E é nos olhos dele que somos conduzidos por uma época estereotipada de
Hollywood, numa busca intensa para aceitação, pelo medo de não falhar e até
pela perfeição. Depois de um grande sucesso trava-se uma luta para fugir de um
tipo específico de papeis, e é essa a batalha que o homem trava com toda a emoção
e drama agregado. Para quem já viu The Wolf of Wall Street prepare-se
para encontrar alguns paralelismos entre as duas personagens, mesmo com todas as
suas diferenças. Contudo este é sem dúvida um trabalho criativo credível e
seguro, com cenas que prometem tornar-se emblemáticas dentro da indústria e que
deixa a sensação de que Rick Dalton talvez tenha sida a melhor interpretação do
ator até agora. E isto já diz muito tendo em conta o currículo épico do protagonista.
Mas ele ofusca
as outras estrelas? A resposta a esta questão é bem polémica. Com Brad Pitt o equilíbrio
foi feito de forma justa. Ele não é um personagem-tipo, é um conjunto de
situações que o tornam numa pessoa rica e densa, algo que intérprete soube aproveitar
da melhor maneira. Possivelmente este é aquele que está mais próximo do estilo
Tarantino. Para lá da casca complexa, Pitt serve de recurso para mostrar o lado
menos glamoroso do sonho de Hollywood. Faltou mergulhar um pouco mais fundo,
mas aí a culpa poderá ser de uma má gestão do tempo do filme. Por outro lado,
temos Margot Robbie que nos deixa a sensação mais agridoce da narrativa. A
garra da atriz foi transposta por inteiro para uma única cena. Porém esta não é
uma cena qualquer. Mesmo sem falas, Robbie consegue entregar um autêntico show
de representação transmitindo só através de gestos a busca pela aprovação
do público. É incrível, mas não deixa de ser uma desilusão que alguém com tanto
potencial fique presa a um papel menor, destruindo as expectativas sobretudo
quando a personagem Sharon Tate teve uma vida tão trágica.
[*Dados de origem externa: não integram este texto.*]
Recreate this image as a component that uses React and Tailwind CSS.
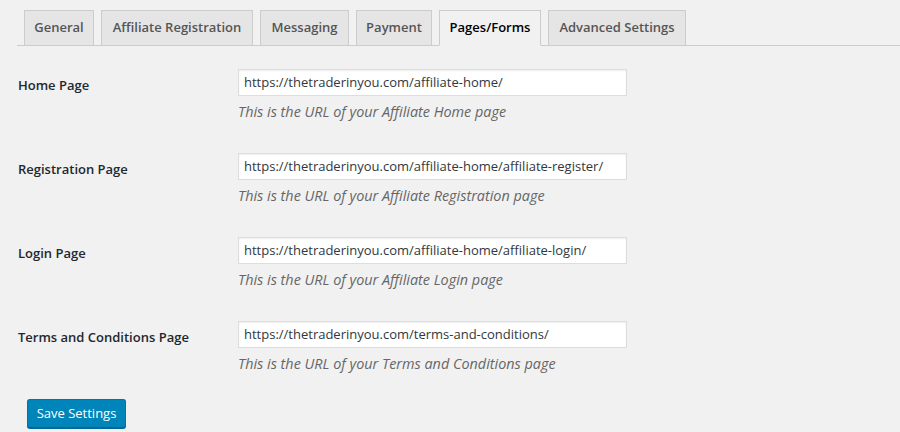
import React from "react";

const tabs = [
  { label: "General", w: "w-[70px]" },
  { label: "Affiliate Registration", w: "w-[152px]" },
  { label: "Messaging", w: "w-[89px]" },
  { label: "Payment", w: "w-[76px]" },
  { label: "Pages/Forms", w: "w-[102px]", active: true },
  { label: "Advanced Settings", w: "w-[138px]" },
];

const rows = [
  {
    label: "Home Page",
    value: "https://thetraderinyou.com/affiliate-home/",
    desc: "This is the URL of your Affiliate Home page",
  },
  {
    label: "Registration Page",
    value: "https://thetraderinyou.com/affiliate-home/affiliate-register/",
    desc: "This is the URL of your Affiliate Registration page",
  },
  {
    label: "Login Page",
    value: "https://thetraderinyou.com/affiliate-home/affiliate-login/",
    desc: "This is the URL of your Affiliate Login page",
  },
  {
    label: "Terms and Conditions Page",
    value: "https://thetraderinyou.com/terms-and-conditions/",
    desc: "This is the URL of your Terms and Conditions page",
  },
];

export default function App() {
  return (
    <div
      className="w-[900px] h-[432px] bg-[#f1f1f1] overflow-hidden"
      style={{ fontFamily: '"Open Sans", "Noto Sans", sans-serif' }}
    >
      <div className="pt-[10px] ml-[17px] flex items-end border-b border-[#ccc]">
        {tabs.map((t) =>
          t.active ? (
            <div
              key={t.label}
              className={`${t.w} ml-[7px] mb-[-1px] h-[36px] flex items-center justify-center whitespace-nowrap border border-[#ccc] border-b-[#f1f1f1] bg-[#f1f1f1] text-black text-[13px] font-semibold`}
            >
              {t.label}
            </div>
          ) : (
            <div
              key={t.label}
              className={`${t.w} ml-[7px] h-[35px] flex items-center justify-center whitespace-nowrap border border-b-0 border-[#ccc] bg-[#e5e5e5] text-[#555] text-[13px] font-semibold`}
            >
              {t.label}
            </div>
          )
        )}
      </div>

      <div className="mt-[8px]">
        {rows.map((r) => (
          <div key={r.label} className="flex h-[84px]">
            <div className="w-[238px] pl-[18px] pt-[22px] text-[13px] leading-[18px] font-semibold text-[#23282d]">
              {r.label}
            </div>
            <div className="pt-[15px]">
              <div className="w-[389px] h-[27px] bg-white border border-[#ddd] shadow-[inset_0_1px_2px_rgba(0,0,0,0.07)] pl-[5px] flex items-center text-[13px] text-[#32373c]">
                {r.value}
              </div>
              <div className="mt-[6px] leading-[20px] text-[14.4px] italic text-[#666]">
                {r.desc}
              </div>
            </div>
          </div>
        ))}
      </div>

      <div className="mt-[9px] ml-[27px]">
        <button className="h-[29px] w-[99px] rounded-[3px] bg-[#0085ba] border border-[#0073aa] border-b-[#006799] shadow-[0_1px_0_#006799] text-white text-[13px] flex items-center justify-center">
          Save Settings
        </button>
      </div>
    </div>
  );
}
Faltou esse pedaço
da realidade no corte final.
Tudo é um
paradoxo em Once Upon a Time in… Hollywood. Num filme que foge ao lugar
comum dos outros trabalhos do autor, é quase contraditório o quão
autobiográfico se torna. Há muito medo da mudança dos tempos imposto na trama. Viajamos
por alterações de formas de produzir ficção, de como o público altera os seus
gostos, de como quem está hoje no topo amanhã caiu no esquecimento. É uma aventura
bem trabalhada na metalinguagem do cinema, sem deixar de parecer que estamos a
assistir ao ângulo de Tarantino sobre a sua própria carreira. Não estamos a
falar de um típico western, mas mais de um drama com violência numa
autodescoberta catártica carregada de referências e críticas subtis às grandes
máquinas da indústria. Temos menções a finais de séries que não conquistam os
fãs, um Bruce Lee com os seus habituais gritos e até à vida de grandes nomes reconhecidos
pela academia.
Não é um projeto
memorável pelo conteúdo, mas consegue conquistar a nossa atenção pelas suas figuras.
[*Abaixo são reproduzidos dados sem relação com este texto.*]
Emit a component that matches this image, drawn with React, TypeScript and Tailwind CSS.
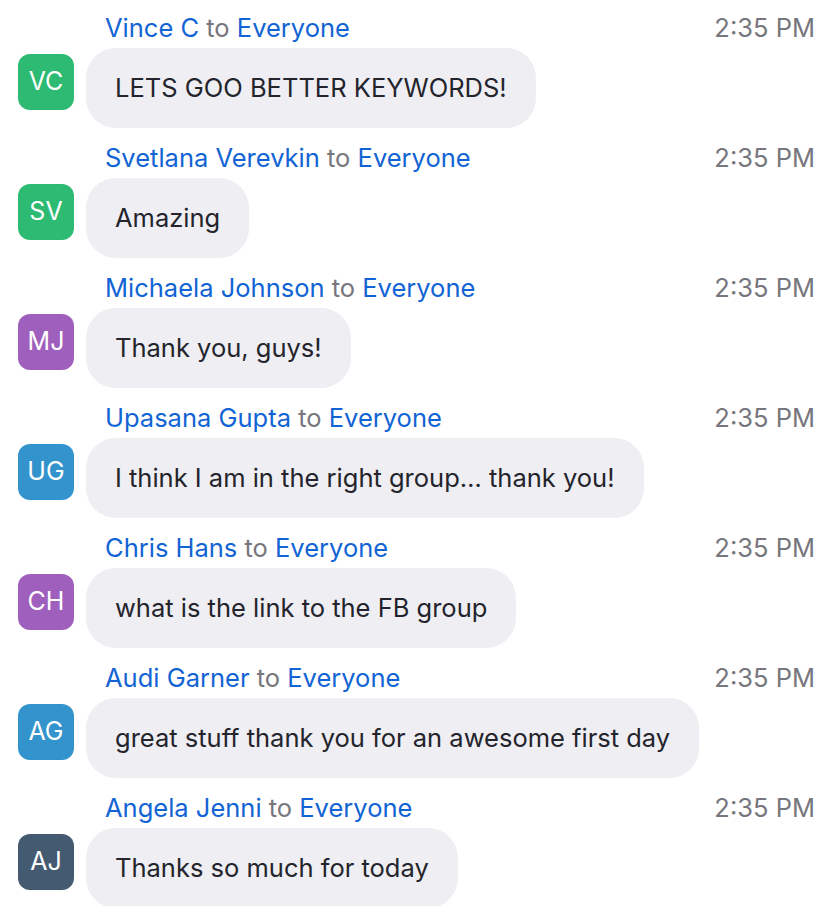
const messages = [
  { initials: "VC", name: "Vince C", color: "bg-[#2dba72]", text: "LETS GOO BETTER KEYWORDS!" },
  { initials: "SV", name: "Svetlana Verevkin", color: "bg-[#2dba72]", text: "Amazing" },
  { initials: "MJ", name: "Michaela Johnson", color: "bg-[#9f5fbd]", text: "Thank you, guys!" },
  { initials: "UG", name: "Upasana Gupta", color: "bg-[#3393cc]", text: "I think I am in the right group… thank you!" },
  { initials: "CH", name: "Chris Hans", color: "bg-[#9f5fbd]", text: "what is the link to the FB group" },
  { initials: "AG", name: "Audi Garner", color: "bg-[#3393cc]", text: "great stuff thank you for an awesome first day" },
  { initials: "AJ", name: "Angela Jenni", color: "bg-[#445a71]", text: "Thanks so much for today" },
];

const App = () => {
  return (
    <div
      className="w-[834px] h-[906px] overflow-hidden bg-white pt-[14px]"
      style={{ fontFamily: 'Inter, "Liberation Sans", Arial, sans-serif' }}
    >
      <div className="flex flex-col gap-[16px]">
        {messages.map((m) => (
          <div key={m.initials} className="flex flex-col gap-[6px]">
            {/* header */}
            <div className="flex items-center justify-between pl-[105px] pr-[19px] h-[28px] text-[25.5px] leading-[28px]">
              <div>
                <span className="text-[#1264d4]">{m.name}</span>
                <span className="text-[#77767d]"> to </span>
                <span className="text-[#1264d4]">Everyone</span>
              </div>
              <span className="text-[#77767d]">2:35 PM</span>
            </div>
            {/* body */}
            <div className="flex items-start gap-[12px] pl-[18px]">
              <div
                className={`${m.color} mt-[6px] w-[56px] h-[56px] rounded-[12px] flex items-center justify-center text-white text-[25px] shrink-0`}
              >
                {m.initials}
              </div>
              <div className="h-[80px] flex items-center px-[29px] rounded-[30px] bg-[#eeeef3] text-[#24242c] text-[25.5px]">
                {m.text}
              </div>
            </div>
          </div>
        ))}
      </div>
    </div>
  );
};

export default App;
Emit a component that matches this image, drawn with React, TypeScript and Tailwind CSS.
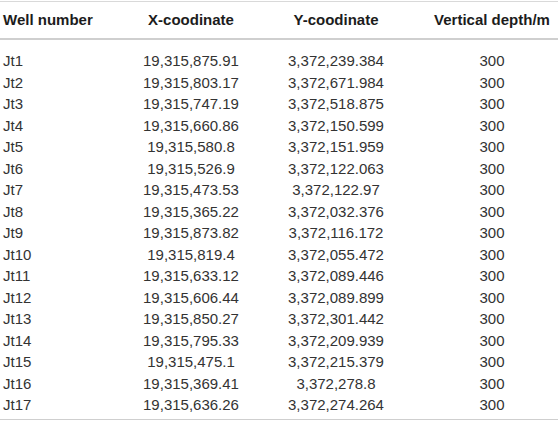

Para quem espera o género Tarantino, é possível que seja uma deceção. Mas calma
que nem tudo foge das regras e a montagem louca das cenas continua a mesma,
assim como os quebra-cabeças e easter eggs conhecidos de outros sucessos.
É um desvio da violência que exige algum conhecimento prévio sobre a história
que inspirou o plot, para garantir que não nos perdemos no embrenhado de
alusões que a longa-metragem tem para oferecer.